TASK REQUIREMENTS:
What follows is a set of records; restate each one word for word and drop the pictures.

......

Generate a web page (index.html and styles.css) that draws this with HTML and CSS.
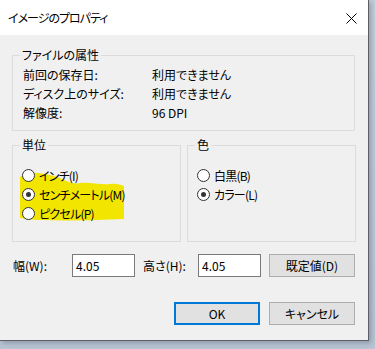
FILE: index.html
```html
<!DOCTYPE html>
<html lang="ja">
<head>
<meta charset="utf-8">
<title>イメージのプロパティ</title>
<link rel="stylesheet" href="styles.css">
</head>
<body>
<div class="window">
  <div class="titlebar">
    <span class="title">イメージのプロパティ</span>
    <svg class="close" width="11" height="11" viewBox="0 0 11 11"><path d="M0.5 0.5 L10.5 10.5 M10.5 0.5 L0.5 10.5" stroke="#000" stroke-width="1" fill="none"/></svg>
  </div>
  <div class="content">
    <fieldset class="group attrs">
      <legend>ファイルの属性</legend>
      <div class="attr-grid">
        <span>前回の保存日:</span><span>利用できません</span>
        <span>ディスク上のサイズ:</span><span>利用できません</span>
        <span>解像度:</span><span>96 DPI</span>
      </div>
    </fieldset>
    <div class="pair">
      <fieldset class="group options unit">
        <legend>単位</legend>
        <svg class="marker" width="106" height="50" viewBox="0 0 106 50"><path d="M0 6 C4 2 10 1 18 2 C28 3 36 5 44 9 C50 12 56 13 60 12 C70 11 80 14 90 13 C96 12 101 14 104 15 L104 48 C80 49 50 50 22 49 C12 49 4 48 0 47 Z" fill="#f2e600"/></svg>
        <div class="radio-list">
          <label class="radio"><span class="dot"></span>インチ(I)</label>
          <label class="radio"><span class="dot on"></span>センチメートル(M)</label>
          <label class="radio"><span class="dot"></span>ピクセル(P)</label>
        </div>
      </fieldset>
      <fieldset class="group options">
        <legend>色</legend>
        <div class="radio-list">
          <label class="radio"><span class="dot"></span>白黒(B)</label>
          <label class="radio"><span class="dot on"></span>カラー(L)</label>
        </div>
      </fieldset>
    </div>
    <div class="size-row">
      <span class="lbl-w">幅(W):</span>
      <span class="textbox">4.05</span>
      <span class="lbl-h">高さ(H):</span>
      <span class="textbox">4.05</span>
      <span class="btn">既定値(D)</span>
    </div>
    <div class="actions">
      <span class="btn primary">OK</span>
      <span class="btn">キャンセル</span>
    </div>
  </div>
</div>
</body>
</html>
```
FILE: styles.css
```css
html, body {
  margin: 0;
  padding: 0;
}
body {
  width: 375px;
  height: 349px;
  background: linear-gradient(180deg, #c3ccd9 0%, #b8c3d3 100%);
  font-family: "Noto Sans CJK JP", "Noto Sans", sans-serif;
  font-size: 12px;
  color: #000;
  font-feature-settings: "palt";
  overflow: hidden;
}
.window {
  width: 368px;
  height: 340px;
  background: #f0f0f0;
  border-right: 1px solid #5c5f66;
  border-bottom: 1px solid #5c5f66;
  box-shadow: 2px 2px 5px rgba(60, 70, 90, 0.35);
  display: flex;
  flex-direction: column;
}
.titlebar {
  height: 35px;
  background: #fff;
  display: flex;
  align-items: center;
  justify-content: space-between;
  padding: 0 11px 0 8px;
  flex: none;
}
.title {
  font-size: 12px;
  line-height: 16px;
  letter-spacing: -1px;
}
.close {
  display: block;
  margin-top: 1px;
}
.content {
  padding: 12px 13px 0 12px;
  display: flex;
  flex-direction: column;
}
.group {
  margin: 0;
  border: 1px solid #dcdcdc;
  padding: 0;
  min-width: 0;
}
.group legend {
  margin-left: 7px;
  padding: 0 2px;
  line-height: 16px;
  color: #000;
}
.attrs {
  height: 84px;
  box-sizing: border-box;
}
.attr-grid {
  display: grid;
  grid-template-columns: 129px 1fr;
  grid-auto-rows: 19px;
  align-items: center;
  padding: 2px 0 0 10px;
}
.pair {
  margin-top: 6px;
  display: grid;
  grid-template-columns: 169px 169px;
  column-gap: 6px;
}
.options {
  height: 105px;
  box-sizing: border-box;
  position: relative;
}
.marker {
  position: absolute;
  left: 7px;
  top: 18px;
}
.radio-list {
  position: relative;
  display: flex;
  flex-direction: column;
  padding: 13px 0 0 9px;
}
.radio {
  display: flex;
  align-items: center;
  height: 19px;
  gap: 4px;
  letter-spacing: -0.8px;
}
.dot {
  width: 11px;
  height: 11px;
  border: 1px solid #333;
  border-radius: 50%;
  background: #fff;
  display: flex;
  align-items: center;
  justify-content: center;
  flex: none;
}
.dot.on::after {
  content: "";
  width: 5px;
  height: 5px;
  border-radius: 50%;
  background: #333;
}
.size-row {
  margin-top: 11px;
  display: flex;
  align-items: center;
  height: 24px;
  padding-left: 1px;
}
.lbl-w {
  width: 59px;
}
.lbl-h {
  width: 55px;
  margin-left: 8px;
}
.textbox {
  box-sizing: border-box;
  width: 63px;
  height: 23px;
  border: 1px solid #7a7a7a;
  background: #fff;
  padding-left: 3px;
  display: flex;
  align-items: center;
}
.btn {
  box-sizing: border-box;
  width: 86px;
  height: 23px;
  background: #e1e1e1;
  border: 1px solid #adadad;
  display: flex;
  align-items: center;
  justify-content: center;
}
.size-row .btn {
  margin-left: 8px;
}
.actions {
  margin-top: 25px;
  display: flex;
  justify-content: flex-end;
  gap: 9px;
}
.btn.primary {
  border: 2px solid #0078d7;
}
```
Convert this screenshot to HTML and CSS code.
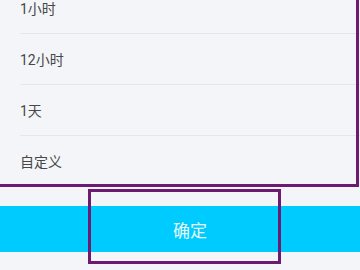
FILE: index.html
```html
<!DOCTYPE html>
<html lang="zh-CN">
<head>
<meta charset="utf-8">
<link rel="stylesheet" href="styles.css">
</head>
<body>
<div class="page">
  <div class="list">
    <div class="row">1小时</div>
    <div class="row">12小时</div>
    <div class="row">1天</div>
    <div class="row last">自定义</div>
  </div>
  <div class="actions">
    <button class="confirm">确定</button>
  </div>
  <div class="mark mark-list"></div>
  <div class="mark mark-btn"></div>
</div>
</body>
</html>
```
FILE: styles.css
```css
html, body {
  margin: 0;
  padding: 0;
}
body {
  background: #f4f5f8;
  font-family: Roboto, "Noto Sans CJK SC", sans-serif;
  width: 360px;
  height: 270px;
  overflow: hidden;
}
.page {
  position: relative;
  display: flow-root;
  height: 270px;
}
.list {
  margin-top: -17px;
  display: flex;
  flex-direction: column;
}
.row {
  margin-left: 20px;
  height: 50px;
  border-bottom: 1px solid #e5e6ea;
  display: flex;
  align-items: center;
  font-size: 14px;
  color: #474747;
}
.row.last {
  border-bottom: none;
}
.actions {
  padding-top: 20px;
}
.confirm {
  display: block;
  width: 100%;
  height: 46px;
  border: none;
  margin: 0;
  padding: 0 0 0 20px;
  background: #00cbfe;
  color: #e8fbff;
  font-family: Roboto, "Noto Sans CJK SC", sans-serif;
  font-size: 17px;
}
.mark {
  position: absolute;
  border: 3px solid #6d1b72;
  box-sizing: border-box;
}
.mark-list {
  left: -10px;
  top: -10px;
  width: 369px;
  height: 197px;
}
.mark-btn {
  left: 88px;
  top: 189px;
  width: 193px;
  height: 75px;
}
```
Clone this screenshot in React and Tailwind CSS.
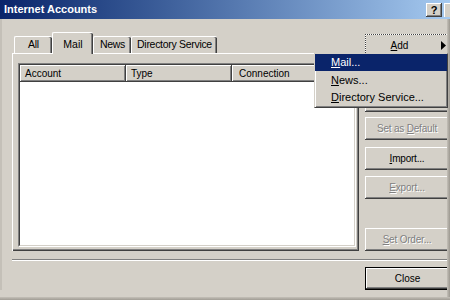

......

RESULT FOR THIS EXERCISE:
Generate a web page (index.html and styles.css) that draws this with HTML and CSS.
FILE: index.html
```html
<!DOCTYPE html>
<html lang="ja">
<head>
<meta charset="utf-8">
<title>イメージのプロパティ</title>
<link rel="stylesheet" href="styles.css">
</head>
<body>
<div class="window">
  <div class="titlebar">
    <span class="title">イメージのプロパティ</span>
    <svg class="close" width="11" height="11" viewBox="0 0 11 11"><path d="M0.5 0.5 L10.5 10.5 M10.5 0.5 L0.5 10.5" stroke="#000" stroke-width="1" fill="none"/></svg>
  </div>
  <div class="content">
    <fieldset class="group attrs">
      <legend>ファイルの属性</legend>
      <div class="attr-grid">
        <span>前回の保存日:</span><span>利用できません</span>
        <span>ディスク上のサイズ:</span><span>利用できません</span>
        <span>解像度:</span><span>96 DPI</span>
      </div>
    </fieldset>
    <div class="pair">
      <fieldset class="group options unit">
        <legend>単位</legend>
        <svg class="marker" width="106" height="50" viewBox="0 0 106 50"><path d="M0 6 C4 2 10 1 18 2 C28 3 36 5 44 9 C50 12 56 13 60 12 C70 11 80 14 90 13 C96 12 101 14 104 15 L104 48 C80 49 50 50 22 49 C12 49 4 48 0 47 Z" fill="#f2e600"/></svg>
        <div class="radio-list">
          <label class="radio"><span class="dot"></span>インチ(I)</label>
          <label class="radio"><span class="dot on"></span>センチメートル(M)</label>
          <label class="radio"><span class="dot"></span>ピクセル(P)</label>
        </div>
      </fieldset>
      <fieldset class="group options">
        <legend>色</legend>
        <div class="radio-list">
          <label class="radio"><span class="dot"></span>白黒(B)</label>
          <label class="radio"><span class="dot on"></span>カラー(L)</label>
        </div>
      </fieldset>
    </div>
    <div class="size-row">
      <span class="lbl-w">幅(W):</span>
      <span class="textbox">4.05</span>
      <span class="lbl-h">高さ(H):</span>
      <span class="textbox">4.05</span>
      <span class="btn">既定値(D)</span>
    </div>
    <div class="actions">
      <span class="btn primary">OK</span>
      <span class="btn">キャンセル</span>
    </div>
  </div>
</div>
</body>
</html>
```
FILE: styles.css
```css
html, body {
  margin: 0;
  padding: 0;
}
body {
  width: 375px;
  height: 349px;
  background: linear-gradient(180deg, #c3ccd9 0%, #b8c3d3 100%);
  font-family: "Noto Sans CJK JP", "Noto Sans", sans-serif;
  font-size: 12px;
  color: #000;
  font-feature-settings: "palt";
  overflow: hidden;
}
.window {
  width: 368px;
  height: 340px;
  background: #f0f0f0;
  border-right: 1px solid #5c5f66;
  border-bottom: 1px solid #5c5f66;
  box-shadow: 2px 2px 5px rgba(60, 70, 90, 0.35);
  display: flex;
  flex-direction: column;
}
.titlebar {
  height: 35px;
  background: #fff;
  display: flex;
  align-items: center;
  justify-content: space-between;
  padding: 0 11px 0 8px;
  flex: none;
}
.title {
  font-size: 12px;
  line-height: 16px;
  letter-spacing: -1px;
}
.close {
  display: block;
  margin-top: 1px;
}
.content {
  padding: 12px 13px 0 12px;
  display: flex;
  flex-direction: column;
}
.group {
  margin: 0;
  border: 1px solid #dcdcdc;
  padding: 0;
  min-width: 0;
}
.group legend {
  margin-left: 7px;
  padding: 0 2px;
  line-height: 16px;
  color: #000;
}
.attrs {
  height: 84px;
  box-sizing: border-box;
}
.attr-grid {
  display: grid;
  grid-template-columns: 129px 1fr;
  grid-auto-rows: 19px;
  align-items: center;
  padding: 2px 0 0 10px;
}
.pair {
  margin-top: 6px;
  display: grid;
  grid-template-columns: 169px 169px;
  column-gap: 6px;
}
.options {
  height: 105px;
  box-sizing: border-box;
  position: relative;
}
.marker {
  position: absolute;
  left: 7px;
  top: 18px;
}
.radio-list {
  position: relative;
  display: flex;
  flex-direction: column;
  padding: 13px 0 0 9px;
}
.radio {
  display: flex;
  align-items: center;
  height: 19px;
  gap: 4px;
  letter-spacing: -0.8px;
}
.dot {
  width: 11px;
  height: 11px;
  border: 1px solid #333;
  border-radius: 50%;
  background: #fff;
  display: flex;
  align-items: center;
  justify-content: center;
  flex: none;
}
.dot.on::after {
  content: "";
  width: 5px;
  height: 5px;
  border-radius: 50%;
  background: #333;
}
.size-row {
  margin-top: 11px;
  display: flex;
  align-items: center;
  height: 24px;
  padding-left: 1px;
}
.lbl-w {
  width: 59px;
}
.lbl-h {
  width: 55px;
  margin-left: 8px;
}
.textbox {
  box-sizing: border-box;
  width: 63px;
  height: 23px;
  border: 1px solid #7a7a7a;
  background: #fff;
  padding-left: 3px;
  display: flex;
  align-items: center;
}
.btn {
  box-sizing: border-box;
  width: 86px;
  height: 23px;
  background: #e1e1e1;
  border: 1px solid #adadad;
  display: flex;
  align-items: center;
  justify-content: center;
}
.size-row .btn {
  margin-left: 8px;
}
.actions {
  margin-top: 25px;
  display: flex;
  justify-content: flex-end;
  gap: 9px;
}
.btn.primary {
  border: 2px solid #0078d7;
}
```
Convert this screenshot to HTML and CSS code.
FILE: index.html
```html
<!DOCTYPE html>
<html lang="zh-CN">
<head>
<meta charset="utf-8">
<link rel="stylesheet" href="styles.css">
</head>
<body>
<div class="page">
  <div class="list">
    <div class="row">1小时</div>
    <div class="row">12小时</div>
    <div class="row">1天</div>
    <div class="row last">自定义</div>
  </div>
  <div class="actions">
    <button class="confirm">确定</button>
  </div>
  <div class="mark mark-list"></div>
  <div class="mark mark-btn"></div>
</div>
</body>
</html>
```
FILE: styles.css
```css
html, body {
  margin: 0;
  padding: 0;
}
body {
  background: #f4f5f8;
  font-family: Roboto, "Noto Sans CJK SC", sans-serif;
  width: 360px;
  height: 270px;
  overflow: hidden;
}
.page {
  position: relative;
  display: flow-root;
  height: 270px;
}
.list {
  margin-top: -17px;
  display: flex;
  flex-direction: column;
}
.row {
  margin-left: 20px;
  height: 50px;
  border-bottom: 1px solid #e5e6ea;
  display: flex;
  align-items: center;
  font-size: 14px;
  color: #474747;
}
.row.last {
  border-bottom: none;
}
.actions {
  padding-top: 20px;
}
.confirm {
  display: block;
  width: 100%;
  height: 46px;
  border: none;
  margin: 0;
  padding: 0 0 0 20px;
  background: #00cbfe;
  color: #e8fbff;
  font-family: Roboto, "Noto Sans CJK SC", sans-serif;
  font-size: 17px;
}
.mark {
  position: absolute;
  border: 3px solid #6d1b72;
  box-sizing: border-box;
}
.mark-list {
  left: -10px;
  top: -10px;
  width: 369px;
  height: 197px;
}
.mark-btn {
  left: 88px;
  top: 189px;
  width: 193px;
  height: 75px;
}
```
Clone this screenshot in React and Tailwind CSS.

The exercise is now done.